NASA is set to release the first pictures taken by the highly sophisticated James Webb Space Telescope next month, agency officials announced on Wednesday.
In a highly anticipated ceremony on July 12, NASA and its collaborators, the European Space Agency and the Canadian Space Agency, will present the first collection of full-color photos from the Webb telescope.
The $10 billion observatory is the biggest and most powerful space telescope ever built, and scientists have predicted that it will drastically alter how we understand the universe, per a report from NBC News.
NASA will begin a live stream of the presentation of the images at 10:30 A.M. EDT. Space agency officials said they will publish the Webb telescope's first spectrum of an exoplanet, which displays light emitted at various wavelengths from a planet in another star system, in addition to the deepest infrared image of the universe ever acquired. The atmospheres and chemical composition of other exoplanets in the universe may be better understood in light of these images.
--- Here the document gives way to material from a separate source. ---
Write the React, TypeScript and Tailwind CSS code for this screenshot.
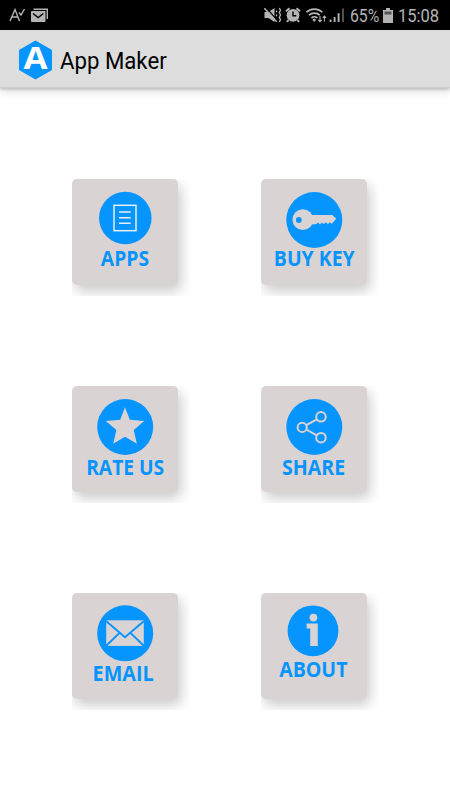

The first wave of James Webb Space Telescope Images will also demonstrate how galaxies interact and develop, as well as pictures of the life cycle of stars, from their birth to their catastrophic demise.
NASA Officials Tease First James Webb Space Telescope Images
Thomas Zurbuchen, an associate administrator of NASA's Science Mission Directorate, described his experience of seeing the first images of the James Webb Telescope as an unveiling of "secrets that have been there for many, many decades, centuries, millennia."
"It's not an image. It's a new worldview," Zurbuchen said in a media briefing streamed on YouTube.
NASA deputy administrator Pam Melroy was astonished by the photos taken by the space observatory, Ars Technica reported.
Melroy stated: "What I have seen moved me, as a scientist, as an engineer, and as a human being."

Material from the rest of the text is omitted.